** Exercise brief **
Quote the listing below in full and exactly as written, but omit every picture.

===============

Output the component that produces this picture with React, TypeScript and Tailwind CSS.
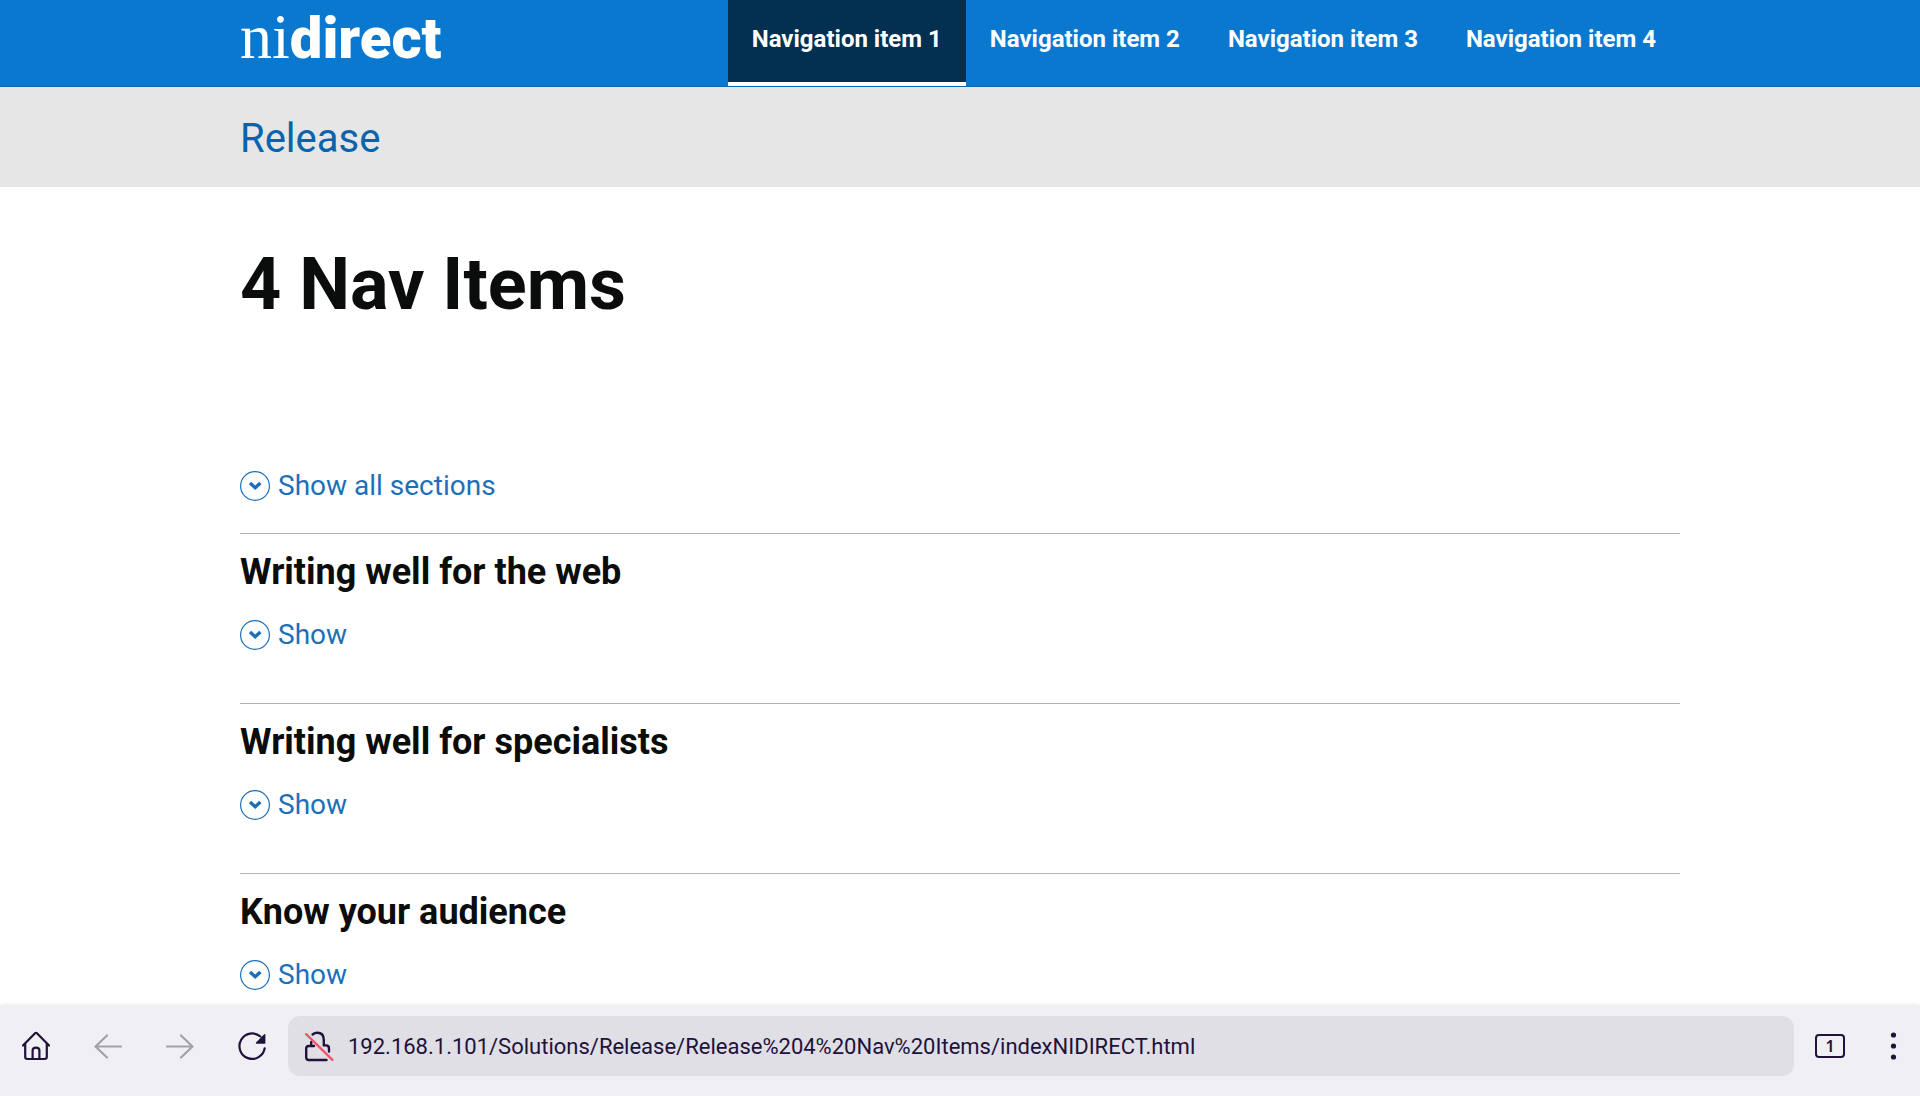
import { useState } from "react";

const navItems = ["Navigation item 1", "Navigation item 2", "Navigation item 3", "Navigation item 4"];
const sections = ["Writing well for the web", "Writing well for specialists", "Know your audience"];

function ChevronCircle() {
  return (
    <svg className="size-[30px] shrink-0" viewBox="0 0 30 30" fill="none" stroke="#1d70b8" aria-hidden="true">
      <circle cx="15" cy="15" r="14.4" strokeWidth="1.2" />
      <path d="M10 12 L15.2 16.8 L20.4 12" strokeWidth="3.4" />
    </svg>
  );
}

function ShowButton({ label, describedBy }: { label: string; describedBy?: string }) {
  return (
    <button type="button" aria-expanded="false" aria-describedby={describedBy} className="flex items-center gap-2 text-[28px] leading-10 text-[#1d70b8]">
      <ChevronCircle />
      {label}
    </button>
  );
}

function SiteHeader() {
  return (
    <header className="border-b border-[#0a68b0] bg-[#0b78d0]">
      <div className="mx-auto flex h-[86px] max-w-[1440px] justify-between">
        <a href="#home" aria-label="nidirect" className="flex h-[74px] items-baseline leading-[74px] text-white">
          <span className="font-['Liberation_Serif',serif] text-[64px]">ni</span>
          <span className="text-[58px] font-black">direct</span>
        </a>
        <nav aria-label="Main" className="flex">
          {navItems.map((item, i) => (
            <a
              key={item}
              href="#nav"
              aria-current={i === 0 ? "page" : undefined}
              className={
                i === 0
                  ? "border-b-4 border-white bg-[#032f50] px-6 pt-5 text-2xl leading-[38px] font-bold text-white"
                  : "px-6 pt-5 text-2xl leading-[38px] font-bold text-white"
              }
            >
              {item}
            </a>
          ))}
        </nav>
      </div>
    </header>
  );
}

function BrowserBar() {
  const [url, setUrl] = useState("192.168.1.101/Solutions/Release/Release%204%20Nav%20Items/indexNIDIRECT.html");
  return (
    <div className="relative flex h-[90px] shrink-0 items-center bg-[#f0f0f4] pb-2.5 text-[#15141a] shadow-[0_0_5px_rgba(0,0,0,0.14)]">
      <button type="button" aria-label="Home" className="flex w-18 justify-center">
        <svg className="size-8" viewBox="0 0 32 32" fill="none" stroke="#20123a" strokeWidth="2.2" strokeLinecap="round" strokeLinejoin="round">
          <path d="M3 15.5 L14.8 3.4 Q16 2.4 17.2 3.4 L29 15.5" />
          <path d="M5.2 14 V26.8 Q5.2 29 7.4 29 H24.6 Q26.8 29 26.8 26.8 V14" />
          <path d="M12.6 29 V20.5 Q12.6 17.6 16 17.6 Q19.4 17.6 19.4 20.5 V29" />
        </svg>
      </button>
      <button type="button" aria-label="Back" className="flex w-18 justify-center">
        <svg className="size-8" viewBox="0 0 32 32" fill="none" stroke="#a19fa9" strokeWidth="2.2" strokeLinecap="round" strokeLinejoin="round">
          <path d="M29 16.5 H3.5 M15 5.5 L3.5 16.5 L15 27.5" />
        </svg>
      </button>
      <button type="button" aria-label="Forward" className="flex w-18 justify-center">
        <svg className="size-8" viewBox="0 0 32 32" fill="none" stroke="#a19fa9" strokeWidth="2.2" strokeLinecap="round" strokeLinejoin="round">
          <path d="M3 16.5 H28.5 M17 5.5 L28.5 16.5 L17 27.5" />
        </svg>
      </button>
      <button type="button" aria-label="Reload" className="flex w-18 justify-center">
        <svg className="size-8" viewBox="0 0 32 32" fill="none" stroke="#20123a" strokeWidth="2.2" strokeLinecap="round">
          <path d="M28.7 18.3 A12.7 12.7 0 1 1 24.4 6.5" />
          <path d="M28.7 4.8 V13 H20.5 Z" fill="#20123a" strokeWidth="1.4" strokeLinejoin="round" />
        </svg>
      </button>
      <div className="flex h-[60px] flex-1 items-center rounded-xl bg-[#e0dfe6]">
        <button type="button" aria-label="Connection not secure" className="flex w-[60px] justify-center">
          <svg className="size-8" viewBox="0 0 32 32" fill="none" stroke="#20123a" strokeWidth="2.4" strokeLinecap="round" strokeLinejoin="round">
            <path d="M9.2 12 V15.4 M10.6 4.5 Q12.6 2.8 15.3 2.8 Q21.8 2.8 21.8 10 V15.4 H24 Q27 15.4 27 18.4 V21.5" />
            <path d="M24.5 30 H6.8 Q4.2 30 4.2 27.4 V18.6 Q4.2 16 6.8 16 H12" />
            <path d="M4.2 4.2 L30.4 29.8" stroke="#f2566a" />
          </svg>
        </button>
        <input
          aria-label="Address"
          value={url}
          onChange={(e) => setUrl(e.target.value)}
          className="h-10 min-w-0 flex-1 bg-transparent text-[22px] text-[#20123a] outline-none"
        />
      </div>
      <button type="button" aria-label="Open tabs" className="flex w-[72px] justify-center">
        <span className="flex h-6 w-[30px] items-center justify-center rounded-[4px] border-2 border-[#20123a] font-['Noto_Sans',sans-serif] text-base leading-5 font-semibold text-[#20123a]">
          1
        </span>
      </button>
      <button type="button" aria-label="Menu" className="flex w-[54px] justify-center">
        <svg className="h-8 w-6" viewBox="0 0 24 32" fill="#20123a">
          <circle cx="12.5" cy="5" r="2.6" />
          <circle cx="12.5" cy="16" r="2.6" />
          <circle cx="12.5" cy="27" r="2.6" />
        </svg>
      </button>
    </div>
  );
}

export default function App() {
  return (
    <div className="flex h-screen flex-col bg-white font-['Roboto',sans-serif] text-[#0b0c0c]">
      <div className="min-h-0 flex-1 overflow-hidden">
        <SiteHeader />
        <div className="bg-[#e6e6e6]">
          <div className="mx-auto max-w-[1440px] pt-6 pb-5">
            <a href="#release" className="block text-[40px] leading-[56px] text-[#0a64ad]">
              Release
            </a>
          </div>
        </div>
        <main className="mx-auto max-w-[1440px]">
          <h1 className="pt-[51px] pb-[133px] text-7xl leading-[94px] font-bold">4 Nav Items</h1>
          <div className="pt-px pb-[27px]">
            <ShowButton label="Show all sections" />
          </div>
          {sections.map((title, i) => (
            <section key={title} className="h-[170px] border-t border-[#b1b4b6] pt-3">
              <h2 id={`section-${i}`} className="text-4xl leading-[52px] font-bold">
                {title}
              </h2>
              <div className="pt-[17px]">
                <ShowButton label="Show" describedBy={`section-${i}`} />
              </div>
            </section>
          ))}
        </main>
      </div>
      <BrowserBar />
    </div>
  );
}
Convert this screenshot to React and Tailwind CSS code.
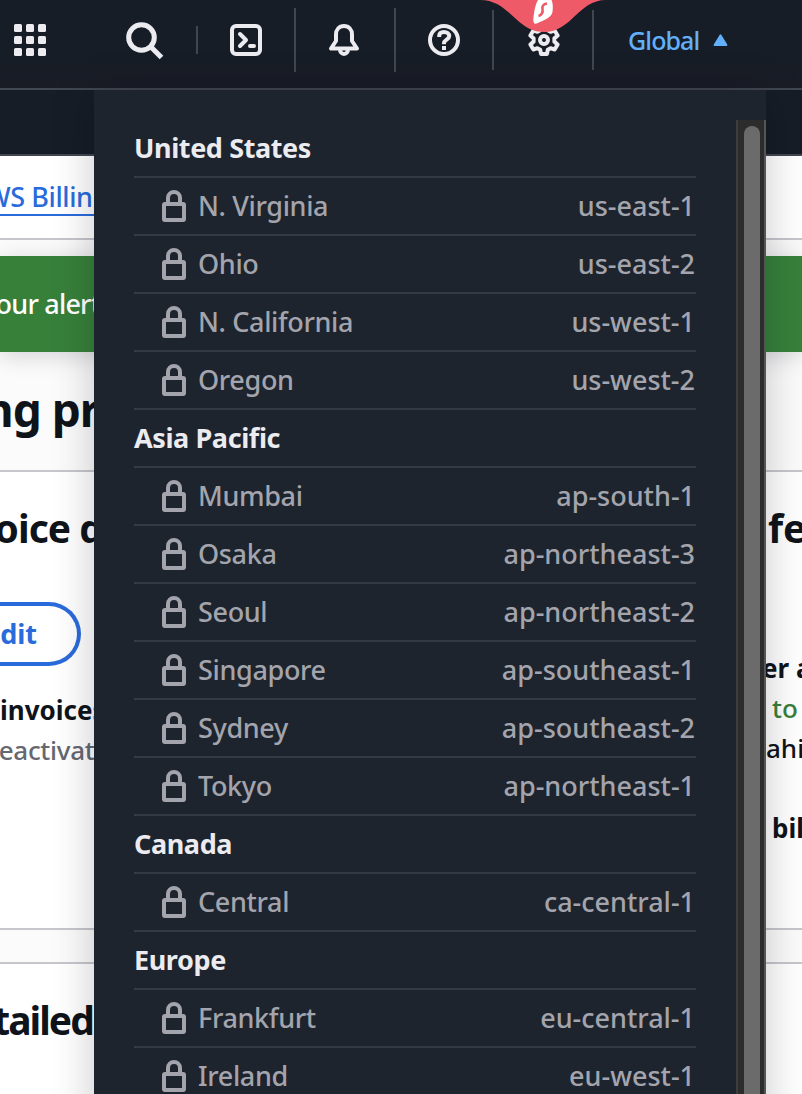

===============

** Solved problem **
Output the component that produces this picture with React, TypeScript and Tailwind CSS.
import { useState } from "react";

const navItems = ["Navigation item 1", "Navigation item 2", "Navigation item 3", "Navigation item 4"];
const sections = ["Writing well for the web", "Writing well for specialists", "Know your audience"];

function ChevronCircle() {
  return (
    <svg className="size-[30px] shrink-0" viewBox="0 0 30 30" fill="none" stroke="#1d70b8" aria-hidden="true">
      <circle cx="15" cy="15" r="14.4" strokeWidth="1.2" />
      <path d="M10 12 L15.2 16.8 L20.4 12" strokeWidth="3.4" />
    </svg>
  );
}

function ShowButton({ label, describedBy }: { label: string; describedBy?: string }) {
  return (
    <button type="button" aria-expanded="false" aria-describedby={describedBy} className="flex items-center gap-2 text-[28px] leading-10 text-[#1d70b8]">
      <ChevronCircle />
      {label}
    </button>
  );
}

function SiteHeader() {
  return (
    <header className="border-b border-[#0a68b0] bg-[#0b78d0]">
      <div className="mx-auto flex h-[86px] max-w-[1440px] justify-between">
        <a href="#home" aria-label="nidirect" className="flex h-[74px] items-baseline leading-[74px] text-white">
          <span className="font-['Liberation_Serif',serif] text-[64px]">ni</span>
          <span className="text-[58px] font-black">direct</span>
        </a>
        <nav aria-label="Main" className="flex">
          {navItems.map((item, i) => (
            <a
              key={item}
              href="#nav"
              aria-current={i === 0 ? "page" : undefined}
              className={
                i === 0
                  ? "border-b-4 border-white bg-[#032f50] px-6 pt-5 text-2xl leading-[38px] font-bold text-white"
                  : "px-6 pt-5 text-2xl leading-[38px] font-bold text-white"
              }
            >
              {item}
            </a>
          ))}
        </nav>
      </div>
    </header>
  );
}

function BrowserBar() {
  const [url, setUrl] = useState("192.168.1.101/Solutions/Release/Release%204%20Nav%20Items/indexNIDIRECT.html");
  return (
    <div className="relative flex h-[90px] shrink-0 items-center bg-[#f0f0f4] pb-2.5 text-[#15141a] shadow-[0_0_5px_rgba(0,0,0,0.14)]">
      <button type="button" aria-label="Home" className="flex w-18 justify-center">
        <svg className="size-8" viewBox="0 0 32 32" fill="none" stroke="#20123a" strokeWidth="2.2" strokeLinecap="round" strokeLinejoin="round">
          <path d="M3 15.5 L14.8 3.4 Q16 2.4 17.2 3.4 L29 15.5" />
          <path d="M5.2 14 V26.8 Q5.2 29 7.4 29 H24.6 Q26.8 29 26.8 26.8 V14" />
          <path d="M12.6 29 V20.5 Q12.6 17.6 16 17.6 Q19.4 17.6 19.4 20.5 V29" />
        </svg>
      </button>
      <button type="button" aria-label="Back" className="flex w-18 justify-center">
        <svg className="size-8" viewBox="0 0 32 32" fill="none" stroke="#a19fa9" strokeWidth="2.2" strokeLinecap="round" strokeLinejoin="round">
          <path d="M29 16.5 H3.5 M15 5.5 L3.5 16.5 L15 27.5" />
        </svg>
      </button>
      <button type="button" aria-label="Forward" className="flex w-18 justify-center">
        <svg className="size-8" viewBox="0 0 32 32" fill="none" stroke="#a19fa9" strokeWidth="2.2" strokeLinecap="round" strokeLinejoin="round">
          <path d="M3 16.5 H28.5 M17 5.5 L28.5 16.5 L17 27.5" />
        </svg>
      </button>
      <button type="button" aria-label="Reload" className="flex w-18 justify-center">
        <svg className="size-8" viewBox="0 0 32 32" fill="none" stroke="#20123a" strokeWidth="2.2" strokeLinecap="round">
          <path d="M28.7 18.3 A12.7 12.7 0 1 1 24.4 6.5" />
          <path d="M28.7 4.8 V13 H20.5 Z" fill="#20123a" strokeWidth="1.4" strokeLinejoin="round" />
        </svg>
      </button>
      <div className="flex h-[60px] flex-1 items-center rounded-xl bg-[#e0dfe6]">
        <button type="button" aria-label="Connection not secure" className="flex w-[60px] justify-center">
          <svg className="size-8" viewBox="0 0 32 32" fill="none" stroke="#20123a" strokeWidth="2.4" strokeLinecap="round" strokeLinejoin="round">
            <path d="M9.2 12 V15.4 M10.6 4.5 Q12.6 2.8 15.3 2.8 Q21.8 2.8 21.8 10 V15.4 H24 Q27 15.4 27 18.4 V21.5" />
            <path d="M24.5 30 H6.8 Q4.2 30 4.2 27.4 V18.6 Q4.2 16 6.8 16 H12" />
            <path d="M4.2 4.2 L30.4 29.8" stroke="#f2566a" />
          </svg>
        </button>
        <input
          aria-label="Address"
          value={url}
          onChange={(e) => setUrl(e.target.value)}
          className="h-10 min-w-0 flex-1 bg-transparent text-[22px] text-[#20123a] outline-none"
        />
      </div>
      <button type="button" aria-label="Open tabs" className="flex w-[72px] justify-center">
        <span className="flex h-6 w-[30px] items-center justify-center rounded-[4px] border-2 border-[#20123a] font-['Noto_Sans',sans-serif] text-base leading-5 font-semibold text-[#20123a]">
          1
        </span>
      </button>
      <button type="button" aria-label="Menu" className="flex w-[54px] justify-center">
        <svg className="h-8 w-6" viewBox="0 0 24 32" fill="#20123a">
          <circle cx="12.5" cy="5" r="2.6" />
          <circle cx="12.5" cy="16" r="2.6" />
          <circle cx="12.5" cy="27" r="2.6" />
        </svg>
      </button>
    </div>
  );
}

export default function App() {
  return (
    <div className="flex h-screen flex-col bg-white font-['Roboto',sans-serif] text-[#0b0c0c]">
      <div className="min-h-0 flex-1 overflow-hidden">
        <SiteHeader />
        <div className="bg-[#e6e6e6]">
          <div className="mx-auto max-w-[1440px] pt-6 pb-5">
            <a href="#release" className="block text-[40px] leading-[56px] text-[#0a64ad]">
              Release
            </a>
          </div>
        </div>
        <main className="mx-auto max-w-[1440px]">
          <h1 className="pt-[51px] pb-[133px] text-7xl leading-[94px] font-bold">4 Nav Items</h1>
          <div className="pt-px pb-[27px]">
            <ShowButton label="Show all sections" />
          </div>
          {sections.map((title, i) => (
            <section key={title} className="h-[170px] border-t border-[#b1b4b6] pt-3">
              <h2 id={`section-${i}`} className="text-4xl leading-[52px] font-bold">
                {title}
              </h2>
              <div className="pt-[17px]">
                <ShowButton label="Show" describedBy={`section-${i}`} />
              </div>
            </section>
          ))}
        </main>
      </div>
      <BrowserBar />
    </div>
  );
}
Convert this screenshot to React and Tailwind CSS code.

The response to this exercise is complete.